Infância Urgente

sexta-feira, 27 de maio de 2011

Sobre o bolsa-aluguel II

Aluguel-Social” ou “Tragédia Social”? – Parte II

Mas vamos fazer um exercício de imaginação. Vamos imaginar um burocrata,
que trabalha na Secretaria de Habitação. É difícil, mas vamos imaginar que
esse burocrata não é um lacaio das grandes construtoras e imobiliárias, e
que é uma pessoa honesta e até bem-intencionada. Ou seja, vamos imaginar
um autêntico reformista, uma figura extinta ou em vias de extinção hoje,
dentro das estruturas do Estado.

Esse burocrata passou anos lá, trabalhando duro, como funcionário de
carreira, e recentemente foi chamado a ocupar um cargo junto aos altos
escalões do governo. Chocado com a tragédia do “bolsa-aluguel”, essa
triste figura resolve mudar essa política (na cabeça dele, criar um
“verdadeiro” aluguel-social).

Diferente do que existe hoje, ele propõe a criação de um “banco público de
imóveis”, usando as milhares de casas e apartamentos que se encontram
vazios na cidade de São Paulo, bem como outros imóveis de proprietários em
busca de “segurança” no processo de aluguel. Esses imóveis do “banco
público de imóveis” teriam que atender a certos critérios de qualidade,
para abrigar as famílias de modo “digno”. Estas famílias iriam escolher
sua casa entre os imóveis disponíveis, e o Estado se responsabilizaria
pelo aluguel.

Segundo o plano do nosso burocrata, o Estado teria que controlar o preço
dos aluguéis, evitando os processos de especulação, como os que acontecem
hoje graças ao “bolsa-aluguel”.

Se os atuais membros da Secretaria de Habitação fossem “reformadores
sociais” como eles propagandeiam, seria mais ou menos nesse sentido que
apontaria uma política de aluguel-social. Ou seja, um processo rigidamente
controlado pelo Estado (a forma política do Capital), que não ataca as
raízes dos problemas, não arranha a estrutura da propriedade privada, mas
dá uma interferida de leve nas tais “leis do mercado” para minimizar um
pouco o sofrimento das vítimas das “intervenções urbanas”.

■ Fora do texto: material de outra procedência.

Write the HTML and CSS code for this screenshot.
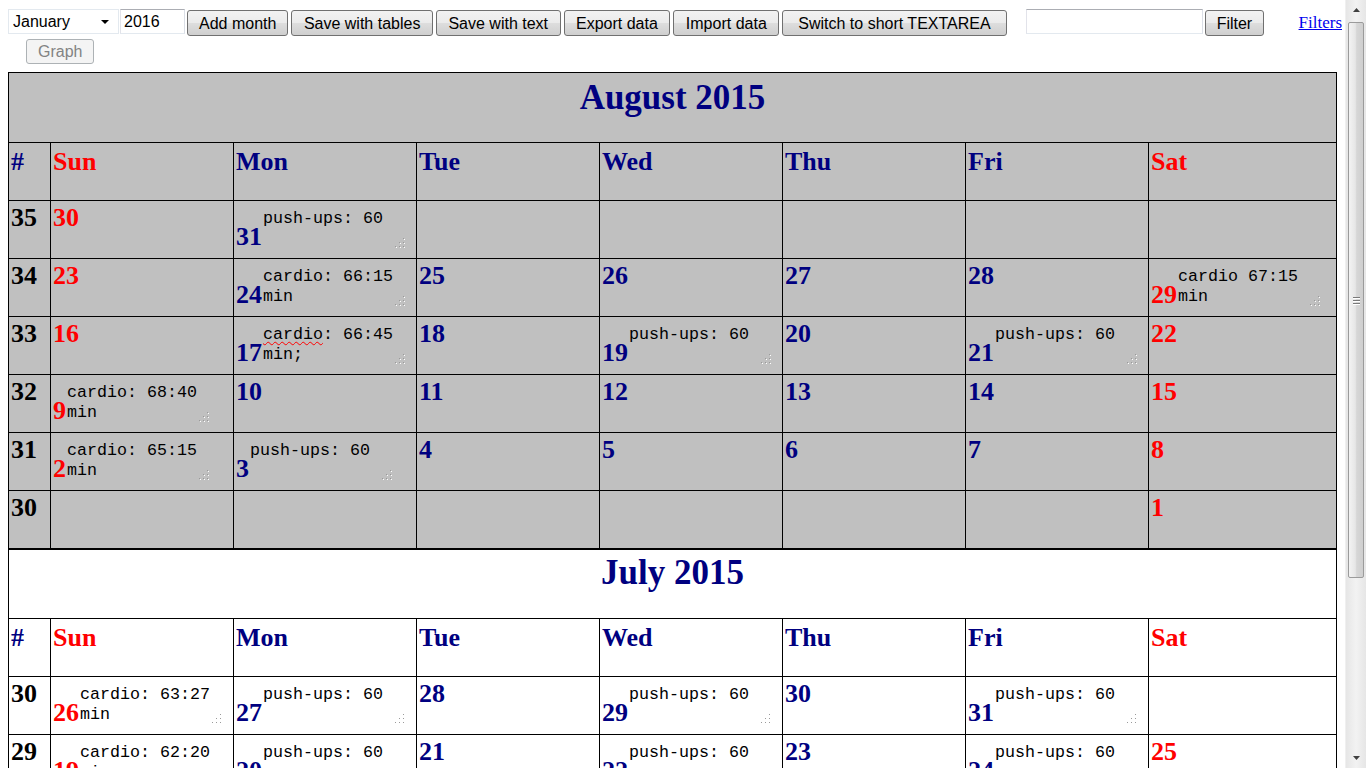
FILE: index.html
```html
<!DOCTYPE html>
<html>
<head>
<meta charset="utf-8">
<title>Calendar</title>
<link rel="stylesheet" href="styles.css">
</head>
<body>
<div class="app">
  <div class="page">
    <div class="toolbar">
      <div class="select-wrap">
        <select class="month-select"><option>January</option></select>
        <svg class="select-arrow" width="8" height="4" viewBox="0 0 8 4"><path d="M0 0H8L4 4Z" fill="#000"/></svg>
      </div>
      <input class="year" type="text" value="2016">
      <button class="btn first">Add month</button>
      <button class="btn">Save with tables</button>
      <button class="btn">Save with text</button>
      <button class="btn">Export data</button>
      <button class="btn">Import data</button>
      <button class="btn wide">Switch to short TEXTAREA</button>
      <input class="filter-input" type="text">
      <button class="btn filter-btn">Filter</button>
      <a class="filters-link" href="#">Filters</a>
    </div>
    <div class="toolbar2">
      <button class="btn graph" disabled>Graph</button>
    </div>

    <table class="month grey">
      <colgroup><col class="c-wk"><col class="c-day"><col class="c-day"><col class="c-day"><col class="c-day"><col class="c-day"><col class="c-day"><col></colgroup>
      <tr class="title-row"><th colspan="8" class="title">August 2015</th></tr>
      <tr class="head-row"><th>#</th><th class="we">Sun</th><th>Mon</th><th>Tue</th><th>Wed</th><th>Thu</th><th>Fri</th><th class="we">Sat</th></tr>
      <tr><td class="wk">35</td><td class="we">30</td><td>31<span class="note">push-ups: 60</span></td><td></td><td></td><td></td><td></td><td class="we"></td></tr>
      <tr><td class="wk">34</td><td class="we">23</td><td>24<span class="note">cardio: 66:15<br>min</span></td><td>25</td><td>26</td><td>27</td><td>28</td><td class="we">29<span class="note">cardio 67:15<br>min</span></td></tr>
      <tr><td class="wk">33</td><td class="we">16</td><td>17<span class="note"><span class="spell">cardio</span>: 66:45<br>min;</span></td><td>18</td><td>19<span class="note">push-ups: 60</span></td><td>20</td><td>21<span class="note">push-ups: 60</span></td><td class="we">22</td></tr>
      <tr><td class="wk">32</td><td class="we">9<span class="note">cardio: 68:40<br>min</span></td><td>10</td><td>11</td><td>12</td><td>13</td><td>14</td><td class="we">15</td></tr>
      <tr><td class="wk">31</td><td class="we">2<span class="note">cardio: 65:15<br>min</span></td><td>3<span class="note">push-ups: 60</span></td><td>4</td><td>5</td><td>6</td><td>7</td><td class="we">8</td></tr>
      <tr><td class="wk">30</td><td class="we"></td><td></td><td></td><td></td><td></td><td></td><td class="we">1</td></tr>
    </table>

    <table class="month">
      <colgroup><col class="c-wk"><col class="c-day"><col class="c-day"><col class="c-day"><col class="c-day"><col class="c-day"><col class="c-day"><col></colgroup>
      <tr class="title-row"><th colspan="8" class="title">July 2015</th></tr>
      <tr class="head-row"><th>#</th><th class="we">Sun</th><th>Mon</th><th>Tue</th><th>Wed</th><th>Thu</th><th>Fri</th><th class="we">Sat</th></tr>
      <tr><td class="wk">30</td><td class="we">26<span class="note">cardio: 63:27<br>min</span></td><td>27<span class="note">push-ups: 60</span></td><td>28</td><td>29<span class="note">push-ups: 60</span></td><td>30</td><td>31<span class="note">push-ups: 60</span></td><td class="we"></td></tr>
      <tr><td class="wk">29</td><td class="we">19<span class="note">cardio: 62:20<br>min</span></td><td>20<span class="note">push-ups: 60</span></td><td>21</td><td>22<span class="note">push-ups: 60</span></td><td>23</td><td>24<span class="note">push-ups: 60</span></td><td class="we">25</td></tr>
      <tr><td class="wk">28</td><td class="we">12</td><td>13</td><td>14</td><td>15</td><td>16</td><td>17</td><td class="we">18</td></tr>
      <tr><td class="wk">27</td><td class="we">5</td><td>6</td><td>7</td><td>8</td><td>9</td><td>10</td><td class="we">11</td></tr>
    </table>
  </div>
  <div class="scrollbar">
    <div class="sb-btn"><svg width="7" height="4" viewBox="0 0 7 4"><path d="M0 4H7L3.5 0Z" fill="#404040"/></svg></div>
    <div class="sb-thumb"><span class="sb-grip"></span></div>
    <div class="sb-track"></div>
    <div class="sb-btn"><svg width="7" height="4" viewBox="0 0 7 4"><path d="M0 0H7L3.5 4Z" fill="#404040"/></svg></div>
  </div>
</div>
</body>
</html>
```

FILE: styles.css
```css
html, body {
  margin: 0;
  height: 100%;
  overflow: hidden;
  background: #fff;
}

.app {
  display: flex;
  height: 100vh;
}

.page {
  flex: 1;
  min-width: 0;
  padding: 8px;
  overflow: hidden;
}

/* ---------- toolbar ---------- */
.toolbar {
  display: flex;
  align-items: flex-start;
  margin-top: 1px;
  height: 27px;
}

.select-wrap {
  position: relative;
  width: 111px;
  height: 25px;
}

.month-select {
  appearance: none;
  -webkit-appearance: none;
  width: 111px;
  height: 25px;
  margin: 0;
  padding: 0 0 0 4px;
  border: 1px solid #e3e9ef;
  border-radius: 0;
  background: #fff;
  font: 16px "Liberation Sans", Arial, sans-serif;
  color: #000;
}

.select-arrow {
  position: absolute;
  right: 10px;
  top: 11px;
}

.year, .filter-input {
  box-sizing: border-box;
  height: 25px;
  margin: 0 0 0 1px;
  padding: 0 3px;
  border: 1px solid;
  border-color: #abadb3 #dbdfe6 #e3e9ef #e2e3ea;
  font: 16px "Liberation Sans", Arial, sans-serif;
  color: #000;
  background: #fff;
}

.year {
  width: 65px;
}

.filter-input {
  width: 177px;
  margin-left: 19px;
}

.btn {
  box-sizing: border-box;
  height: 26px;
  margin: 1px 0 0 3px;
  padding: 1px 11.5px 0;
  border: 1px solid #707070;
  border-radius: 3px;
  background: linear-gradient(#f2f2f2 0%, #ebebeb 48%, #dddddd 52%, #cfcfcf 100%);
  font: 16px "Liberation Sans", Arial, sans-serif;
  color: #000;
  white-space: nowrap;
}

.btn.first {
  margin-left: 2px;
  padding-left: 11px;
  padding-right: 11px;
}

.btn.wide {
  padding-left: 15px;
  padding-right: 15px;
}

.btn.filter-btn {
  margin-left: 2px;
  padding-left: 11px;
  padding-right: 11px;
}

.filters-link {
  margin-left: auto;
  margin-right: -5px;
  margin-top: 4px;
  font: 17px "Liberation Serif", "Times New Roman", serif;
  color: #0000ee;
  text-decoration: underline;
}

.toolbar2 {
  display: flex;
  margin-top: 3px;
}

.btn.graph {
  height: 25px;
  margin: 0 0 0 18px;
  padding: 0 11px;
  border-color: #adb2b5;
  background: #f4f4f4;
  color: #838383;
}

/* ---------- calendar tables ---------- */
.month {
  width: 100%;
  border-collapse: collapse;
  table-layout: fixed;
  border: 1px solid #000;
  font-family: "Liberation Serif", "Times New Roman", serif;
  font-weight: bold;
  font-size: 26px;
  color: #000080;
  background: #fff;
}

.toolbar2 + .month {
  margin-top: 8px;
}

.month.grey {
  background: #c0c0c0;
}

.c-wk { width: 42px; }
.c-day { width: 183px; }

.month th, .month td {
  border: 1px solid #000;
  padding: 2px;
  vertical-align: top;
  text-align: left;
  white-space: nowrap;
  overflow: visible;
}

.month tr { height: 58px; }
.month .title-row { height: 70px; }
.month + .month .title-row { height: 69px; }

.month th.title {
  text-align: center;
  font-size: 35px;
  padding-top: 5px;
}

.month + .month th.title {
  padding-top: 3px;
}

.head-row th {
  padding-top: 4px;
}

.month .we { color: #ff0000; }
.month .wk { color: #000; }

.note {
  display: inline-block;
  position: relative;
  box-sizing: border-box;
  width: 145px;
  height: 44px;
  margin-top: 4px;
  padding: 2px 2px 2px 1px;
  vertical-align: -6px;
  overflow: hidden;
  font: normal 16.67px/20px "Liberation Mono", "Courier New", monospace;
  color: #000;
  white-space: pre;
}

.note::after {
  content: "";
  position: absolute;
  right: 3px;
  bottom: 4px;
  width: 1px;
  height: 1px;
  background: #9a9a9a;
  box-shadow:
    -4px 0 #9a9a9a, -8px 0 #9a9a9a,
    0 -4px #9a9a9a, -4px -4px #9a9a9a,
    0 -8px #9a9a9a,
    1px 1px #fff, -3px 1px #fff, -7px 1px #fff,
    1px -3px #fff, -3px -3px #fff, 1px -7px #fff;
}

.spell {
  text-decoration: underline wavy #ff0000;
  text-decoration-thickness: 1px;
  text-underline-offset: 2px;
  text-decoration-skip-ink: none;
}

/* ---------- scrollbar ---------- */
.scrollbar {
  flex: none;
  width: 21px;
  box-sizing: border-box;
  padding: 0 2px;
  display: flex;
  flex-direction: column;
  background: linear-gradient(90deg, #e6e6e6, #f2f2f2 50%, #e6e6e6);
  border-left: 1px solid #f0f0f0;
}

.sb-btn {
  height: 20px;
  display: flex;
  align-items: center;
  justify-content: center;
}

.sb-thumb {
  height: 556px;
  margin-top: 2px;
  box-sizing: border-box;
  border: 1px solid #9b9b9b;
  border-radius: 2px;
  background: linear-gradient(90deg, #f3f3f3, #e6e6e6 45%, #d6d6d6 55%, #cfcfcf);
  display: flex;
  align-items: center;
  justify-content: center;
}

.sb-grip {
  width: 7px;
  height: 1px;
  background: #7a7a7a;
  box-shadow: 0 -3px #7a7a7a, 0 3px #7a7a7a, 0 -2px #fff, 0 1px #fff, 0 4px #fff;
}

.sb-track {
  flex: 1;
}
```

É evidente que, com uma proposta dessa natureza, nosso reformista não
duraria duas semanas no cargo, já que os tempos não são de capitalismo
meio “domesticado”, e sim de capitalismo selvagem, e que sua proposta
entraria em choque com a estratégia geral do Estado de criminalizar e
exterminar parcelas pobres da população e de favorecer a qualquer custo os
interesses de empresários, dos especuladores, etc.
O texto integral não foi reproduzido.